Allegations of intimidation, ghost voting and electoral-roll sabotage marred yesterday’s commune election as citizens flocked to schools, pagodas and tent-filled streets to cast their vote.

It wasn’t yet 9am when SRP legislator Son Chhay, preparing to vote at the capital’s Neakavoan Pagoda, claimed voters across Phnom Penh had arrived at polling stations to find their names missing from the electoral roll.

“I think their names have been deleted,” he said. “At each station, you’re talking about 40 or 50 people.

“[Some] have just walked back [home] – they just don’t bother.
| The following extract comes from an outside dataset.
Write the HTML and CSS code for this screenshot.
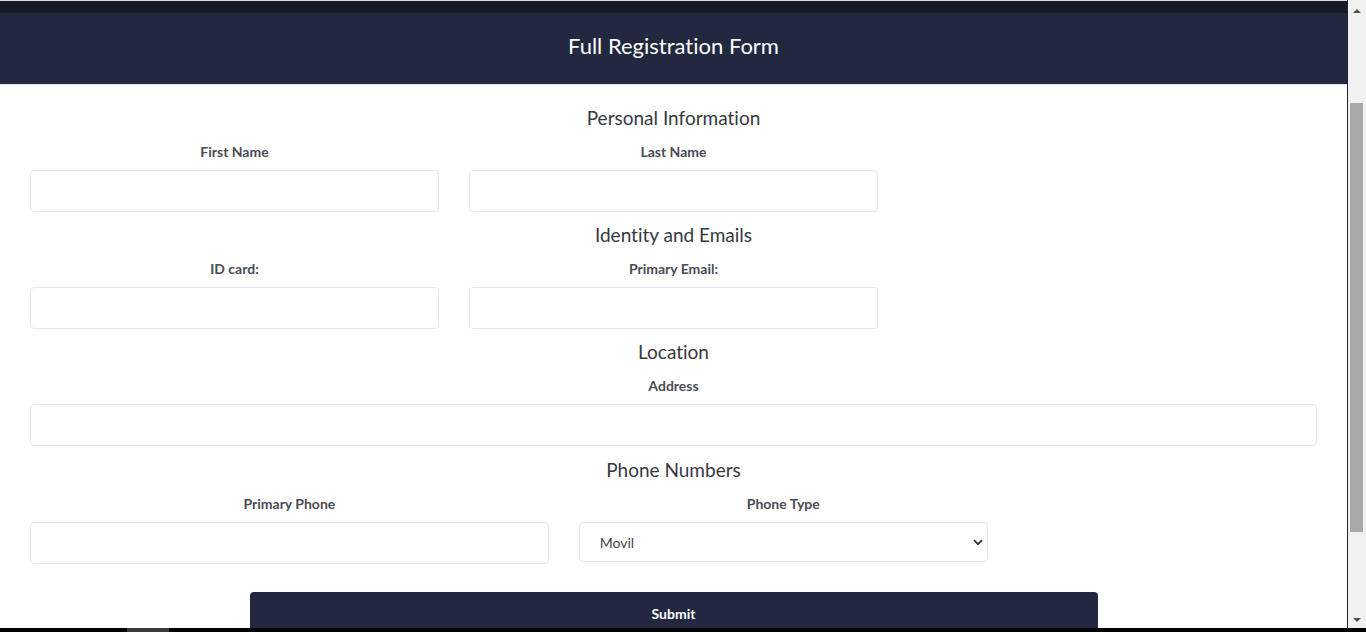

It is a concern that a lot of people cannot display their political decision.”

The SRP was also looking into allegations of vote-buying and intimidation in the capital, Son Chhay said.
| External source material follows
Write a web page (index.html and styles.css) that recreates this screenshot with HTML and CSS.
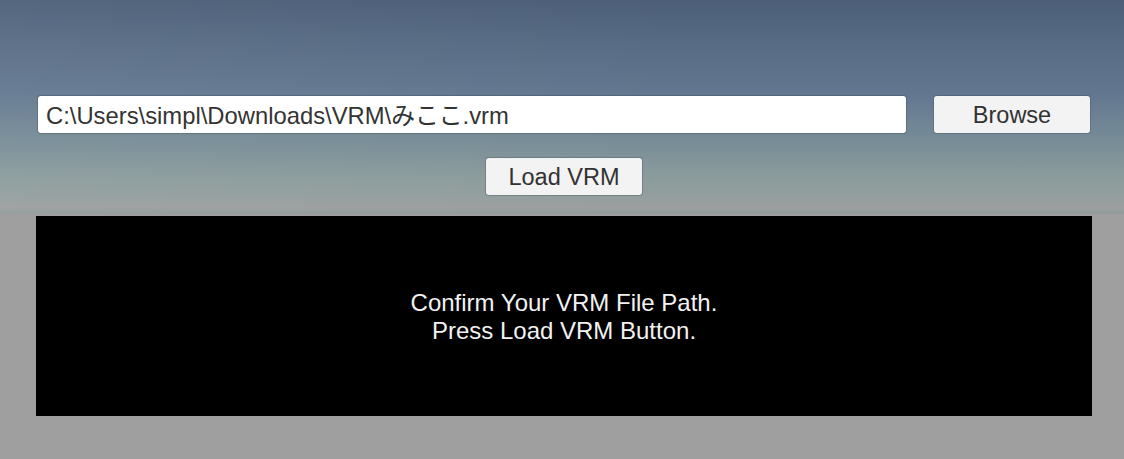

Allegations of crookedness, however, weren’t confined to Phnom Penh.

In Battambang town, SRP lawmaker Mu Sochua and 25-year-old O’Char commune candidate Sin Chan Pov Rozeth accused Cambodian People’s Party officials of intimidation, accepting improper identification documents and planning to use ghost voters.

“CPP party agents are checking to see that all their voters have voted,” she said, adding she had seen a party operative at the polling station tallying CPP votes. “If some don’t [vote], they bring in ghost voters.”

According to Sin Chan Pov Rozeth, the CPP had pushed back hard as she attempted to unseat long-time CPP incumbent Kem Chhorng.

She accused CPP commune council member Meun Vibol of intimidating residents on the eve of the election by patrolling with police chief In Ratha while wearing military fatigues and carrying an AK-47.

“A commune council member doesn’t wear a uniform like that,” she said.  “It looks threatening to the people.”

Both In Ratha and Meun Vibol denied the incident.

“If the SRP found me doing that, then they have to show proof,” Meun Vibol said.

Mu Sochua posted a photograph on her website yesterday that shows a man she claims is Meun Vibol in fatigues.

Sok Khen, Battambang secretary for the election-monitoring group Comfrel, received reports of the secretary of a polling station in Tuol Ta Ek district failing to distribute instructional leaflets, then throwing out votes on the grounds the thumbprints were unclear.

She added that if Meun Vibol had indeed been wearing military garb on election eve as described, it would be a violation of campaign laws.

Chhorm Anupheap, a National Election Committee monitor at the O’Char polling station, said the only complaints he had received were about the long queue leading to the polls.

Comfrel, which observed 800 polling stations, said some “minor” irregularities had surfaced – involving both the CPP and the SRP, which had violated election rules by campaigning in a number of provinces on Saturday, board member Thun Saray said.

“They spoke on loudspeakers, gave out money and gifts and displayed party banners,” he said.

Other “irregularities” included political officials loitering near voting centres, a lack of “well-trained” voting officials and observers being denied access to polling places.

Thun Saray also said the ink used to identify a person who had voted was removable.

“We are worried about this, because we tested the ink and saw that it could be removed,” he said.

NEC chairman Im Suosdey said some voters were unaware of what identification they had needed to show, while others had turned up too late to vote.

Tep Nytha, secretariat-general of NEC, and government officials could not be reached to respond to the SRP’s claims.